The incremental cutting was designed to dull the blow. To mute external attention by introducing change in small doses.

And to test my own incremental build up of self-consciousness.

How vain was I really?

Conclusions and findings:

I have one valid data point on my vanity.

I care a great deal about my head of hair.

What else?

Sometimes there is comfort in not knowing what is happening in the back of your head, literally. These I call literal blindspots.

The wonder of something that is happening outside of the realm of your perception is that you are not self-conscious about it.

It is a rare moment of freedom. I want more of that!

Joy be sung to the liberation of blindspots.

Hypothesis:

A blindspot can actually be enabling and not just disabling as I have long assumed.

Where you can intentionally play and experiment with literal blindspots, you can also play with self-consciousness, in harmless, small increments. To gauge what kind of discomfort that triggers.

Biggest takeaway..

Dulling self-consciousness, even momentarily, is incredibly freeing. To the point that, it empowers you to further make a fool of yourself.

And go about it to proudly, to the wide wide world, boldly in your awesome stripes, looking like a badly plucked chick or chicken, or rip-tat-wrinkle.

If done enough times, I wager it can get you into the realm of “I am awesome because I can’t stop laughing at myself and my 100% ridiculousness”.

The Anti-TOTS.

An antidote to the whinging of the ego.

And this is my wish back at you.. Try your hand at anti-TOTS. Go on fiercely forward and flex one little muscle of anti-self consciousness at a time.

Laughing at thyself to start.

Laughing incidentally is good for the core.

Coming from a half-baked pilates instructor, you should take this with no more than a grain of salt.
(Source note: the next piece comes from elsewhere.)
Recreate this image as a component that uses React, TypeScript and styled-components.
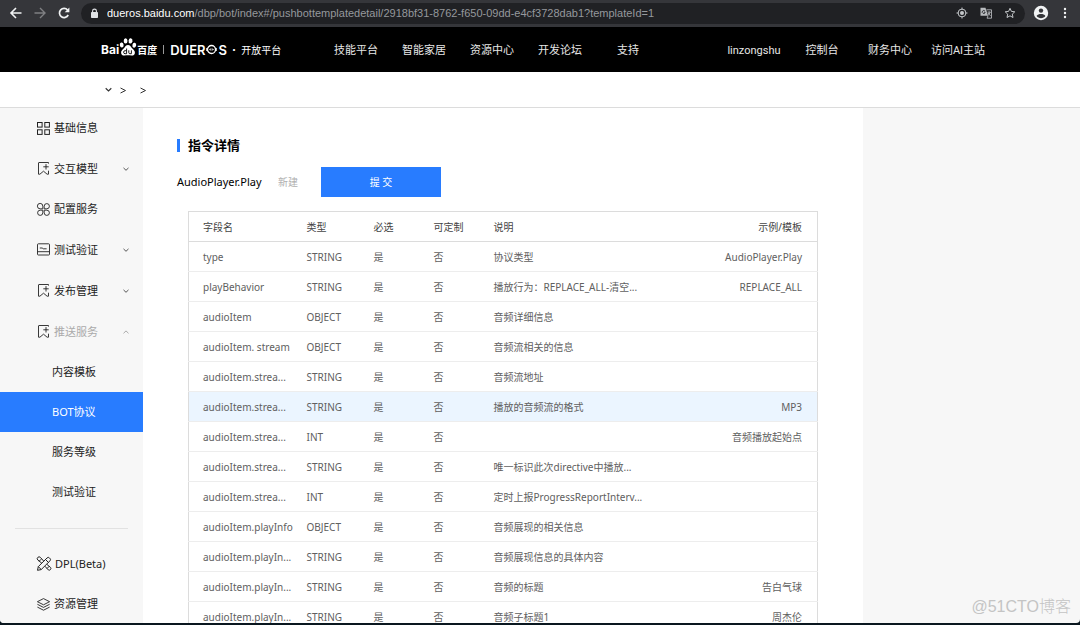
import React from "react";
import styled, { createGlobalStyle, css } from "styled-components";

const cjk = `"Noto Sans CJK SC", sans-serif`;

const GlobalStyle = createGlobalStyle`
  *, *::before, *::after { box-sizing: border-box; }
  body { margin: 0; background: #0a171f; font-family: "Noto Sans", ${cjk}; font-size: 11px; color: #333; }
  ul { list-style: none; margin: 0; padding: 0; }
  a { color: inherit; text-decoration: none; }
  button { font: inherit; border: 0; padding: 0; background: none; color: inherit; cursor: pointer; }
  svg { display: block; flex: none; }
`;

const Window = styled.div`
  position: relative;
  display: flex;
  flex-direction: column;
  height: calc(100vh - 2px);
  overflow: hidden;
  background: #f7f7f7;
  border-radius: 0 0 4px 4px;
`;

/* Browser toolbar */
const Toolbar = styled.div`
  display: flex;
  align-items: center;
  flex: none;
  height: 27px;
  padding: 0 9px 1px 9px;
  background: #35363a;
  color: #e8eaed;
`;
const NavButtons = styled.div`
  display: flex;
  gap: 10px;
  margin-right: 10px;
`;
const ToolButton = styled.button<{ $dim?: boolean }>`
  color: ${(p) => (p.$dim ? "#7f8083" : "#f1f3f4")};
`;
const AddressBar = styled.div`
  display: flex;
  align-items: center;
  flex: 1;
  min-width: 0;
  height: 21px;
  padding: 0 9px;
  gap: 8px;
  border-radius: 11px;
  background: #202124;
`;
const Url = styled.div`
  flex: 1;
  min-width: 0;
  overflow: hidden;
  white-space: nowrap;
  font-family: "Liberation Sans", sans-serif;
  font-size: 11px;
  line-height: 16px;
  color: #95989c;
`;
const Domain = styled.span`
  color: #fff;
`;
const AddressActions = styled.div`
  display: flex;
  gap: 12px;
  & > button { color: #c4c7ca; }
`;
const WindowActions = styled.div`
  display: flex;
  align-items: center;
  gap: 10px;
  margin-left: 8px;
`;

/* Site header */
const Header = styled.header`
  display: flex;
  align-items: center;
  flex: none;
  height: 45px;
  padding: 0 88px 0 101px;
  background: #000;
  color: #e6e6e6;
`;
const Brand = styled.a`
  display: flex;
  align-items: center;
  width: 221px;
  color: #fff;
  font-family: Inter, ${cjk};
  font-size: 12px;
  font-weight: 700;
  line-height: 16px;
  white-space: nowrap;
  & > svg { margin-bottom: 6px; }
`;
const BrandHan = styled.span`
  font-size: 10px;
`;
const Bar = styled.span`
  width: 1px;
  height: 9px;
  margin: 0 6px;
  background: #999;
`;
const ProductName = styled.span`
  display: flex;
  align-items: center;
  gap: 1px;
  font-size: 13px;
  font-weight: 600;
`;
const BrandSub = styled.span`
  margin-left: 2px;
  font-family: ${cjk};
  font-size: 10px;
  font-weight: 400;
`;
const HeaderNav = styled.nav<{ $end?: boolean }>`
  display: flex;
  ${(p) => p.$end && "margin-left: auto;"}
`;
const HeaderLink = styled.a`
  width: 68px;
  padding-top: 2px;
  text-align: center;
  font-family: Roboto, ${cjk};
  font-size: 11px;
  line-height: 16px;
  white-space: nowrap;
`;

const Breadcrumb = styled.nav`
  display: flex;
  align-items: center;
  flex: none;
  height: 36px;
  padding-left: 104px;
  background: #fff;
  border-bottom: 1px solid #dcdcdc;
  color: #333;
`;
const Crumb = styled.a`
  display: flex;
  align-items: center;
  gap: 6px;
  margin-right: 12px;
`;

/* Page body */
const Body = styled.div`
  display: flex;
  flex: 1;
  min-height: 0;
`;
const Sidebar = styled.aside`
  flex: none;
  width: 143px;
  overflow: hidden;
  background: #f7f7f7;
`;
const itemBase = css`
  display: flex;
  align-items: center;
  width: 100%;
  line-height: 16px;
  white-space: nowrap;
`;
const MenuItem = styled.a`
  ${itemBase}
  height: 40px;
  padding-left: 36px;
  gap: 3px;
  color: #222;
`;
const MenuToggle = styled.button<{ $open?: boolean }>`
  ${itemBase}
  height: 41px;
  padding: 0 13px 0 36px;
  gap: 3px;
  color: #222;
  & > span { color: ${(p) => (p.$open ? "#aaa" : "#222")}; }
  & > svg:last-child { margin-left: auto; color: ${(p) => (p.$open ? "#aaa" : "#555")}; }
`;
const SubItem = styled.a<{ $active?: boolean }>`
  ${itemBase}
  height: 40px;
  padding-left: 52px;
  background: ${(p) => (p.$active ? "#287cff" : "transparent")};
  color: ${(p) => (p.$active ? "#fff" : "#222")};
`;
const Divider = styled.hr`
  margin: 16px 15px 15px;
  border: 0;
  border-top: 1px solid #e2e2e2;
`;

const Content = styled.main`
  flex: 1;
  max-width: 720px;
  min-width: 0;
  padding: 26px 45px 0 34px;
  overflow: hidden;
  background: #fff;
`;
const Title = styled.h1`
  display: flex;
  align-items: center;
  gap: 8px;
  margin: 0;
  font-size: 13px;
  line-height: 22px;
  font-weight: 700;
  color: #000;
  &::before { content: ""; width: 3px; height: 13px; background: #287cff; }
`;
const ActionRow = styled.div`
  display: flex;
  align-items: center;
  margin: 11px 0 14px;
`;
const DirectiveName = styled.span`
  width: 101px;
  font-size: 11px;
  line-height: 16px;
  color: #000;
`;
const NewLink = styled.a`
  width: 43px;
  font-size: 10px;
  line-height: 16px;
  color: #b0b0b0;
`;
const SubmitButton = styled.button`
  width: 120px;
  height: 30px;
  padding-bottom: 2px;
  background: #287cff;
  color: #fff;
  font-size: 10px;
`;
const Table = styled.table`
  width: calc(100% - 11px);
  margin-left: 11px;
  table-layout: fixed;
  border-collapse: collapse;
  border: 1px solid #dcdcdc;
  font-size: 10px;
  line-height: 16px;
  color: #606060;
`;
const Row = styled.tr<{ $hover?: boolean }>`
  height: 30px;
  border-bottom: 1px solid #ededed;
  background: ${(p) => (p.$hover ? "#ebf5ff" : "#fff")};
`;
const HeadRow = styled.tr`
  height: 30px;
  border-bottom: 1px solid #dcdcdc;
  color: #444;
`;
const cell = css`
  padding: 0 0 0 14px;
  text-align: left;
  font-weight: 400;
  white-space: nowrap;
  &:last-child { padding: 0 15px 0 0; text-align: right; }
`;
const Th = styled.th`${cell}`;
const Td = styled.td`${cell}`;

const Watermark = styled.div`
  position: absolute;
  right: 9px;
  bottom: 4px;
  font-family: "Liberation Sans", ${cjk};
  font-size: 16px;
  line-height: 24px;
  font-weight: 300;
  color: #c4c4c4;
`;

/* Icons */
type IconProps = { size?: number; box?: string; width?: number; children: React.ReactNode };
const Icon = ({ size = 15, box = "0 0 15 15", width = 1, children }: IconProps) => (
  <svg width={size} height={size} viewBox={box} fill="none" stroke="currentColor" strokeWidth={width} aria-hidden="true">
    {children}
  </svg>
);
const GridIcon = () => (
  <Icon>
    <rect x="1.5" y="1.5" width="4.6" height="4.6" /><rect x="8.8" y="1.5" width="4.6" height="4.6" />
    <rect x="1.5" y="8.8" width="4.6" height="4.6" /><rect x="8.8" y="8.8" width="4.6" height="4.6" />
  </Icon>
);
const BookmarkIcon = () => (
  <Icon width={0.9}>
    <path d="M12.5 2.600V1.500H3a.5.5 0 0 0-.5.5v11.200h1.400l3.600-3 3.600 3h1.400V9.700M7.300 5.800h5.400M10 3.100v5.400" />
  </Icon>
);
const CloverIcon = () => (
  <Icon width={0.9}>
    <path d="M6.8 6.8H4.2A2.7 2.7 0 1 1 6.8 4.2ZM8.2 6.8V4.2a2.6 2.6 0 1 1 2.6 2.6ZM6.8 8.2v2.6a2.6 2.6 0 1 1-2.6-2.6ZM8.2 8.2h2.6a2.6 2.6 0 1 1-2.6 2.6Z" />
  </Icon>
);
const CardIcon = () => (
  <Icon width={0.9}>
    <rect x="1.5" y="1.8" width="12" height="11.2" rx=".8" /><path d="M3.8 6h2.4l1 .8h3.4M1.5 9.7h12" />
  </Icon>
);
const DesignIcon = () => (
  <Icon size={16} box="0 0 16 16">
    <path d="M1.5 14.3l.8-3.7L11 2a1.7 1.7 0 0 1 2.5 0l.4.4a1.7 1.7 0 0 1 0 2.5L5.2 13.6ZM9.5 3.5l3 3M2.3 10.6l3 3" />
    <path d="M5.8 7.2L1.8 4a1.8 1.8 0 0 1 2.6-2.6l3.3 3.7M8.9 10.2l3.4 3.7a1.7 1.7 0 0 0 2.3-2.4l-3.8-3.2M3.2 5.2l2-2M11 12.5l2.2-2.2" />
  </Icon>
);
const LayersIcon = () => (
  <Icon width={0.9}>
    <path d="M7.5 1.6l6.1 3.1-6.1 3.1-6.1-3.1ZM1.4 7.3l6.1 3.1 6.1-3.1M1.4 10.1l6.1 3.1 6.1-3.1" />
  </Icon>
);
const Chevron = ({ up, size = 8 }: { up?: boolean; size?: number }) => (
  <Icon size={size} box="0 0 8 8"><path d={up ? "M1.5 5.3 4 2.9l2.5 2.4" : "M1.5 2.9 4 5.3l2.5-2.4"} /></Icon>
);
const Greater = () => (
  <Icon size={8} box="0 0 8 8"><path d="M1.5 2 6.5 4.5l-5 2.5" /></Icon>
);
const PawLogo = () => (
  <svg width="18" height="20" viewBox="0 0 18 20" fill="#fff" aria-hidden="true">
    <ellipse cx="2.7" cy="8" rx="1.9" ry="2.5" transform="rotate(-12 2.7 8)" />
    <ellipse cx="6.6" cy="3.9" rx="1.9" ry="2.6" />
    <ellipse cx="11.5" cy="3.9" rx="1.9" ry="2.6" transform="rotate(10 11.5 3.9)" />
    <ellipse cx="15.3" cy="8.2" rx="1.9" ry="2.5" transform="rotate(12 15.3 8.2)" />
    <path d="M9 7.9c2 0 2.9 1.8 4.1 3.3 1.4 1.6 3.1 2.5 2.8 4.8-.3 2.2-2 2.7-3.5 2.5-2.2-.3-4.6-.3-6.8 0-1.5.2-3.2-.3-3.5-2.5-.3-2.3 1.4-3.2 2.8-4.8C6.1 9.7 7 7.9 9 7.9Z" />
    <path d="M7.6 11.5v5.2H6.1a1.4 1.4 0 0 1 0-3h1.5M9.8 13.3v2.3c0 .8.5 1.1 1.1 1.1h1.5v-3.4" fill="none" stroke="#000" strokeWidth=".9" />
  </svg>
);
const OrbLogo = () => (
  <svg width="11" height="11" viewBox="0 0 11 11" fill="none" stroke="#fff" strokeWidth="1.3" aria-hidden="true">
    <circle cx="5.5" cy="5.5" r="4" /><path d="M.9 4v3M10.1 4v3" />
    <path d="M3 5.5h1.8M6.2 5.5H8M4.8 4.2v2.6M6.2 4.2v2.6" strokeWidth=".6" />
  </svg>
);

const menu = [
  { label: "基础信息", icon: <GridIcon /> },
  { label: "交互模型", icon: <BookmarkIcon />, expandable: true },
  { label: "配置服务", icon: <CloverIcon /> },
  { label: "测试验证", icon: <CardIcon />, expandable: true },
  { label: "发布管理", icon: <BookmarkIcon />, expandable: true },
  { label: "推送服务", icon: <BookmarkIcon />, expandable: true, children: ["内容模板", "BOT协议", "服务等级", "测试验证"] },
];

const columns = [
  { label: "字段名", width: 104 },
  { label: "类型", width: 67 },
  { label: "必选", width: 60 },
  { label: "可定制", width: 60 },
  { label: "说明", width: 180 },
  { label: "示例/模板" },
];

const fields: [string, string, string, string][] = [
  ["type", "STRING", "协议类型", "AudioPlayer.Play"],
  ["playBehavior", "STRING", "播放行为：REPLACE_ALL-清空...", "REPLACE_ALL"],
  ["audioItem", "OBJECT", "音频详细信息", ""],
  ["audioItem. stream", "OBJECT", "音频流相关的信息", ""],
  ["audioItem.strea...", "STRING", "音频流地址", ""],
  ["audioItem.strea...", "STRING", "播放的音频流的格式", "MP3"],
  ["audioItem.strea...", "INT", "", "音频播放起始点"],
  ["audioItem.strea...", "STRING", "唯一标识此次directive中播放...", ""],
  ["audioItem.strea...", "INT", "定时上报ProgressReportInterv...", ""],
  ["audioItem.playInfo", "OBJECT", "音频展现的相关信息", ""],
  ["audioItem.playIn...", "STRING", "音频展现信息的具体内容", ""],
  ["audioItem.playIn...", "STRING", "音频的标题", "告白气球"],
  ["audioItem.playIn...", "STRING", "音频子标题1", "周杰伦"],
];

export default function App() {
  return (
    <Window>
      <GlobalStyle />
      <Toolbar>
        <NavButtons>
          <ToolButton aria-label="Back">
            <Icon size={14} box="0 0 14 14" width={1.6}><path d="M12.5 7H2.5M7 2 2 7l5 5" /></Icon>
          </ToolButton>
          <ToolButton aria-label="Forward" $dim>
            <Icon size={14} box="0 0 14 14" width={1.4}><path d="M1.5 7h10M7 2l5 5-5 5" /></Icon>
          </ToolButton>
          <ToolButton aria-label="Reload">
            <Icon size={14} box="0 0 14 14" width={1.7}>
              <path d="M11.2 9A4.6 4.6 0 1 1 10.6 4" /><path d="M12.4 1.5v4.7H7.7Z" fill="currentColor" stroke="none" />
            </Icon>
          </ToolButton>
        </NavButtons>
        <AddressBar>
          <svg width="9" height="11" viewBox="0 0 9 11" fill="#e0e2e5" aria-hidden="true">
            <rect x="1" y="4" width="7" height="6" rx=".8" />
            <path d="M2.6 4.5V3a1.9 1.9 0 0 1 3.8 0v1.5" fill="none" stroke="#e0e2e5" strokeWidth="1.1" />
          </svg>
          <Url><Domain>dueros.baidu.com</Domain>/dbp/bot/index#/pushbottemplatedetail/2918bf31-8762-f650-09dd-e4cf3728dab1?templateId=1</Url>
          <AddressActions>
            <ToolButton aria-label="Location">
              <Icon size={12} box="0 0 12 12"><circle cx="6" cy="6" r="3.9" /><circle cx="6" cy="6" r="2" fill="currentColor" stroke="none" /><path d="M6 .5v2M6 9.5v2M.5 6h2M9.5 6h2" /></Icon>
            </ToolButton>
            <ToolButton aria-label="Translate">
              <Icon size={12} box="0 0 12 12" width={0.8}>
                <path d="M.5.8h5l2.6 8H.5Z" fill="#b8bbbe" stroke="none" />
                <path d="M6.5 2.8h5v8.4H7l1-2.3M7.5 5.2h3.2M9.1 4.4v.8M10.2 5.2c-.4 1.5-1.2 2.4-2.2 3.1M8.2 6c.5 1.2 1.3 2 2.4 2.6" />
                <path d="M5 4.2A1.5 1.5 0 1 0 5.2 5.3H3.9" stroke="#202124" />
              </Icon>
            </ToolButton>
            <ToolButton aria-label="Bookmark">
              <Icon size={12} box="0 0 12 12"><path d="M6 1.3l1.4 3.1 3.4.4-2.5 2.3.7 3.4-3-1.7-3 1.7.7-3.4L1.2 4.8l3.4-.4Z" /></Icon>
            </ToolButton>
          </AddressActions>
        </AddressBar>
        <WindowActions>
          <ToolButton aria-label="Profile">
            <svg width="16" height="16" viewBox="0 0 16 16" aria-hidden="true">
              <circle cx="8" cy="8" r="7.2" fill="#f1f3f4" /><circle cx="8" cy="5.6" r="2.2" fill="#35363a" />
              <path d="M3.6 11c.8-1.5 2.5-2 4.4-2s3.6.5 4.4 2c-1 1.3-2.6 2.2-4.4 2.2S4.6 12.3 3.6 11Z" fill="#35363a" />
            </svg>
          </ToolButton>
          <ToolButton aria-label="Menu">
            <svg width="12" height="12" viewBox="0 0 12 12" fill="#f1f3f4" aria-hidden="true"><circle cx="6" cy="2" r="1.2" /><circle cx="6" cy="6" r="1.2" /><circle cx="6" cy="10" r="1.2" /></svg>
          </ToolButton>
        </WindowActions>
      </Toolbar>

      <Header>
        <Brand href="#">
          <span>Bai</span><PawLogo /><BrandHan>百度</BrandHan>
          <Bar />
          <ProductName><span>DUER</span><OrbLogo /><span>S</span></ProductName>
          <BrandSub>· 开放平台</BrandSub>
        </Brand>
        <HeaderNav>
          {["技能平台", "智能家居", "资源中心", "开发论坛", "支持"].map((t) => <HeaderLink href="#" key={t}>{t}</HeaderLink>)}
        </HeaderNav>
        <HeaderNav $end>
          {["linzongshu", "控制台", "财务中心", "访问AI主站"].map((t) => <HeaderLink href="#" key={t}>{t}</HeaderLink>)}
        </HeaderNav>
      </Header>

      <Breadcrumb aria-label="Breadcrumb">
        <Crumb href="#" aria-label="Section"><Chevron size={9} /><Greater /></Crumb>
        <Crumb href="#" aria-label="Page"><Greater /></Crumb>
      </Breadcrumb>

      <Body>
        <Sidebar>
          <ul>
            {menu.map((m) => (
              <li key={m.label}>
                {m.expandable ? (
                  <MenuToggle $open={!!m.children} aria-expanded={!!m.children}>
                    {m.icon}<span>{m.label}</span><Chevron up={!!m.children} />
                  </MenuToggle>
                ) : (
                  <MenuItem href="#">{m.icon}<span>{m.label}</span></MenuItem>
                )}
                {m.children && (
                  <ul>
                    {m.children.map((c) => (
                      <li key={c}><SubItem href="#" $active={c === "BOT协议"}>{c}</SubItem></li>
                    ))}
                  </ul>
                )}
              </li>
            ))}
          </ul>
          <Divider />
          <ul>
            <li><MenuItem href="#"><DesignIcon /><span>DPL(Beta)</span></MenuItem></li>
            <li><MenuItem href="#"><LayersIcon /><span>资源管理</span></MenuItem></li>
          </ul>
        </Sidebar>

        <Content>
          <Title>指令详情</Title>
          <ActionRow>
            <DirectiveName>AudioPlayer.Play</DirectiveName>
            <NewLink href="#">新建</NewLink>
            <SubmitButton type="button">提 交</SubmitButton>
          </ActionRow>
          <Table>
            <colgroup>
              {columns.map((c) => <col key={c.label} width={c.width} />)}
            </colgroup>
            <thead>
              <HeadRow>{columns.map((c) => <Th key={c.label}>{c.label}</Th>)}</HeadRow>
            </thead>
            <tbody>
              {fields.map(([name, type, note, sample], i) => (
                <Row key={i} $hover={sample === "MP3"}>
                  <Td>{name}</Td><Td>{type}</Td><Td>是</Td><Td>否</Td><Td>{note}</Td><Td>{sample}</Td>
                </Row>
              ))}
            </tbody>
          </Table>
        </Content>
      </Body>
      <Watermark>@51CTO博客</Watermark>
    </Window>
  );
}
But laughing at yourself, is a double core workout.

Give it a jig.. a little belly chortling ain’t hurting anybody.

Hand scrawled. Nirupa's fat finger drawings. All possible if you have a finger and an iPhone

Hand scrawled. Nirupa's fat finger drawings. All possible if you have a finger and an iPhone

 

CEO of Small Things Unlimited.

& Sole Proprietor, Bowl Cuts without a Bowl Inc.